As the centerpiece of our democracy, it is right and fitting that the conventions epitomize political speech as a genre: offend no one, attract everyone. They fulfilled the maxim of their name: to be convention-al is to be conventional—that is, “traditional, according to convention.” And opinion polls are the new benchmark of convention, so much so that political speech may be called poll-itical speech. Politicians have always had something of a finger-in-the-wind approach to crafting a speech, and political speech has always been stoked by rhetorical flourish and colored in broad strokes. But the overwhelming dependency on polls has meant that the speech that decides elections and helps to shape policy and the parameters of our national conversation is subject to every variety of breeze that blows at any given moment.

As political speeches go, so goes the politics of speech. All-important convention speeches tend to be less about engagement than assuagement, less defined by imagination than by image.
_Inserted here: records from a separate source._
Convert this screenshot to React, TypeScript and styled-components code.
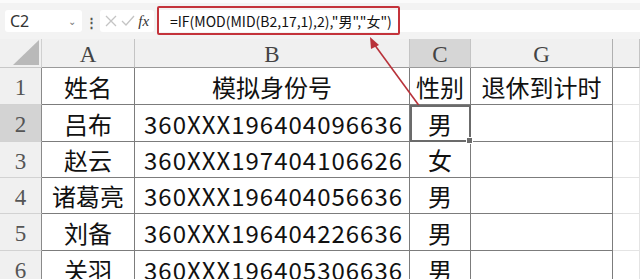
import { Fragment } from 'react';
import styled, { createGlobalStyle } from 'styled-components';

const GlobalStyle = createGlobalStyle`
  html, body {
    margin: 0;
    padding: 0;
    background: #ffffff;
  }
  body {
    width: 640px;
    height: 279px;
    overflow: hidden;
    font-family: "Noto Sans CJK SC", "Noto Sans", sans-serif;
  }
`;

const Page = styled.div`
  position: relative;
  width: 640px;
  height: 279px;
  overflow: hidden;
  background: #ffffff;
`;

const TopStrip = styled.div`
  height: 3px;
  background: #fbfbfb;
`;

const FormulaBar = styled.div`
  height: 36px;
  background: #f3f3f3;
  display: flex;
  align-items: center;
  padding-left: 5px;
  box-sizing: border-box;
`;

const NameBox = styled.div`
  width: 77px;
  height: 22px;
  background: #ffffff;
  border-radius: 3px;
  display: flex;
  align-items: center;
  justify-content: space-between;
  padding: 0 6px 0 5px;
  box-sizing: border-box;
  font-size: 16px;
  color: #333;
  font-family: "Noto Sans", sans-serif;
`;

const Chevron = styled.span`
  font-size: 10px;
  color: #777;
`;

const Dots = styled.div`
  width: 18px;
  text-align: center;
  color: #555;
  font-size: 13px;
  font-weight: bold;
`;

const IconBox = styled.div`
  width: 54px;
  height: 22px;
  background: #ffffff;
  border-radius: 3px;
  display: flex;
  align-items: center;
  justify-content: space-around;
  padding: 0 3px;
  box-sizing: border-box;
  margin-right: 3px;
`;

const Fx = styled.span`
  font-family: "Liberation Serif", serif;
  font-style: italic;
  font-size: 15px;
  color: #333;
`;

const FormulaInput = styled.div`
  position: relative;
  flex: 1;
  height: 22px;
  background: #ffffff;
  display: flex;
  align-items: center;
  padding-left: 13px;
  font-size: 14px;
  color: #111;
  font-family: "Noto Sans CJK SC", "Noto Sans", sans-serif;
  white-space: nowrap;
`;

const Highlight = styled.div`
  position: absolute;
  left: 0;
  top: -4px;
  width: 243px;
  height: 29px;
  border: 2px solid #c4333b;
  border-radius: 2px;
  box-sizing: border-box;
`;

const Sheet = styled.div`
  display: grid;
  grid-template-columns: 42px 93px 275px 61px 142px 1fr;
  grid-template-rows: 29px 37px 37px 36px 36px 37px 37px;
`;

const Corner = styled.div`
  background: #f0f0f0;
  border-right: 1px solid #d0d0d0;
  border-bottom: 1px solid #c8c8c8;
  display: flex;
  align-items: flex-end;
  justify-content: flex-end;
  padding: 0 2px 2px 0;
  box-sizing: border-box;
`;

const ColHead = styled.div<{ $sel?: boolean; $edge?: boolean }>`
  background: ${(p) => (p.$sel ? '#d6d6d6' : '#f0f0f0')};
  border-right: 1px solid ${(p) => (p.$edge ? '#b0b0b0' : '#c4c4c4')};
  border-bottom: 1px solid #9a9a9a;
  display: flex;
  align-items: center;
  justify-content: center;
  font-family: "Liberation Serif", serif;
  font-size: 23px;
  color: #444;
  box-sizing: border-box;
  padding-top: 4px;
`;

const RowHead = styled.div<{ $sel?: boolean }>`
  background: ${(p) => (p.$sel ? '#d3d3d3' : '#f0f0f0')};
  border-right: 1px solid #8a8a8a;
  border-bottom: 1px solid #d2d2d2;
  display: flex;
  align-items: center;
  justify-content: center;
  font-family: "Liberation Serif", serif;
  font-size: 23px;
  color: #555;
  box-sizing: border-box;
  padding-top: 4px;
`;

const Cell = styled.div<{ $align?: 'left' | 'center'; $sel?: boolean; $outside?: boolean }>`
  position: relative;
  background: #ffffff;
  border-right: 1px solid ${(p) => (p.$outside ? '#e4e4e4' : '#7c7c7c')};
  border-bottom: 1px solid ${(p) => (p.$outside ? '#e4e4e4' : '#7c7c7c')};
  display: flex;
  align-items: center;
  justify-content: ${(p) => (p.$align === 'left' ? 'flex-start' : 'center')};
  padding-left: ${(p) => (p.$align === 'left' ? '9px' : '0')};
  letter-spacing: ${(p) => (p.$align === 'left' ? '1px' : '0')};
  font-size: 24px;
  color: #111;
  box-sizing: border-box;
  white-space: nowrap;
  ${(p) => (p.$sel ? 'outline: 2px solid #6b6b6b; outline-offset: -2px; z-index: 1;' : '')}
`;

const Handle = styled.span`
  position: absolute;
  right: -3px;
  bottom: -3px;
  width: 5px;
  height: 5px;
  background: #6b6b6b;
  border: 1px solid #ffffff;
`;

const ArrowLayer = styled.svg`
  position: absolute;
  left: 0;
  top: 0;
  pointer-events: none;
`;

const rows = [
  ['姓名', '模拟身份号', '性别', '退休到计时'],
  ['吕布', '360XXX196404096636', '男', ''],
  ['赵云', '360XXX197404106626', '女', ''],
  ['诸葛亮', '360XXX196404056636', '男', ''],
  ['刘备', '360XXX196404226636', '男', ''],
  ['关羽', '360XXX196405306636', '男', ''],
];

export default function App() {
  return (
    <Page>
      <GlobalStyle />
      <TopStrip />
      <FormulaBar>
        <NameBox>
          C2
          <Chevron>⌄</Chevron>
        </NameBox>
        <Dots>⋮</Dots>
        <IconBox>
          <svg width='12' height='12' viewBox='0 0 12 12'>
            <path d='M1 1 L11 11 M11 1 L1 11' stroke='#c4c4c4' strokeWidth='1.3' fill='none' />
          </svg>
          <svg width='14' height='12' viewBox='0 0 14 12'>
            <path d='M1 6 L5 10 L13 1' stroke='#c4c4c4' strokeWidth='1.3' fill='none' />
          </svg>
          <Fx>fx</Fx>
        </IconBox>
        <FormulaInput>
          =IF(MOD(MID(B2,17,1),2),"男","女")
          <Highlight />
        </FormulaInput>
      </FormulaBar>
      <Sheet>
        <Corner>
          <svg width='26' height='25' viewBox='0 0 26 25'>
            <polygon points='26,0 26,25 0,25' fill='#b9b9b9' />
          </svg>
        </Corner>
        <ColHead>A</ColHead>
        <ColHead>B</ColHead>
        <ColHead $sel>C</ColHead>
        <ColHead $edge>G</ColHead>
        <ColHead />
        {rows.map((r, i) => (
          <Fragment key={i}>
            <RowHead $sel={i === 1}>{i + 1}</RowHead>
            <Cell>{r[0]}</Cell>
            <Cell $align={i === 0 ? 'center' : 'left'}>{r[1]}</Cell>
            <Cell $sel={i === 1}>
              {r[2]}
              {i === 1 && <Handle />}
            </Cell>
            <Cell>{r[3]}</Cell>
            <Cell $outside />
          </Fragment>
        ))}
      </Sheet>
      <ArrowLayer width='640' height='279' viewBox='0 0 640 279'>
        <line x1='431' y1='122' x2='374' y2='44' stroke='#b8323a' strokeWidth='1.6' />
        <polygon points='370,37 379,45 371,49' fill='#b8323a' />
      </ArrowLayer>
    </Page>
  );
}
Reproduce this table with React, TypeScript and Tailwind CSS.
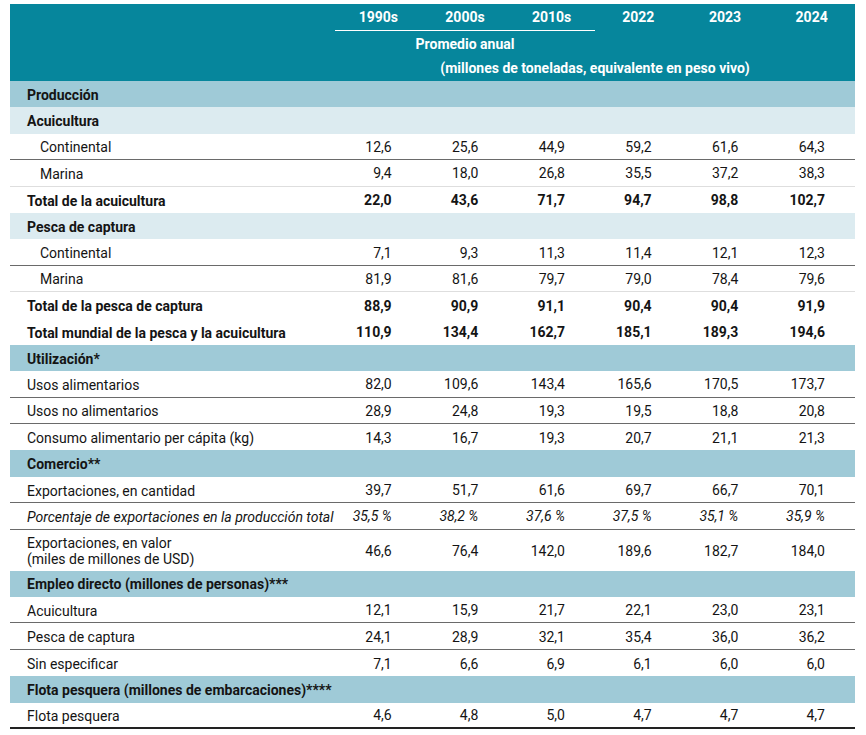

In an age when projecting authenticity is a legitimate political strategy, the first question addressed by every post-speech panel was not “What did you think of what he said?” but “How did he do?” or “How will it play?” Everyone agreed: “He did what he had to do. He accomplished what he had to.” This is what convention demands, isn’t it?

More than anything else, this year’s conventions illustrated that poll-itics as usual is evidence that even as the value of public opinion rises meteorically, the level of public discourse is in free fall. Polls do not give the public a greater voice, only a greater cacophony of voices, which parallels a slow and steady watering-down of our civic sensibility. The quadrennial political conventions have the power to ameliorate this condition by providing the framework and vocabulary for talking about issues, goals and who we are as a people. However, while conventionspeak 2000 delivered ample partisan salvos about honor, integrity and squandered opportunity, both sides squandered an enormous opportunity for public service: to mold and heighten public discourse through plain and intelligent speech. To do this is to honor the public voice.

Sadly, though not surprisingly, convention speeches designed to rouse voters from their indifference only exacerbate the country’s inanition. The poll-tested gnomes and warm-hearted personal stories “play well,” but like so many balloons launched from on high, only pop on impact or lose their air in the cool light of morning. Yes, this is democracy at work, and we’re lucky to have it. But let’s be clear: inflating the rhetoric—or 50,000 balloons—is a far cry from elevating the dialogue.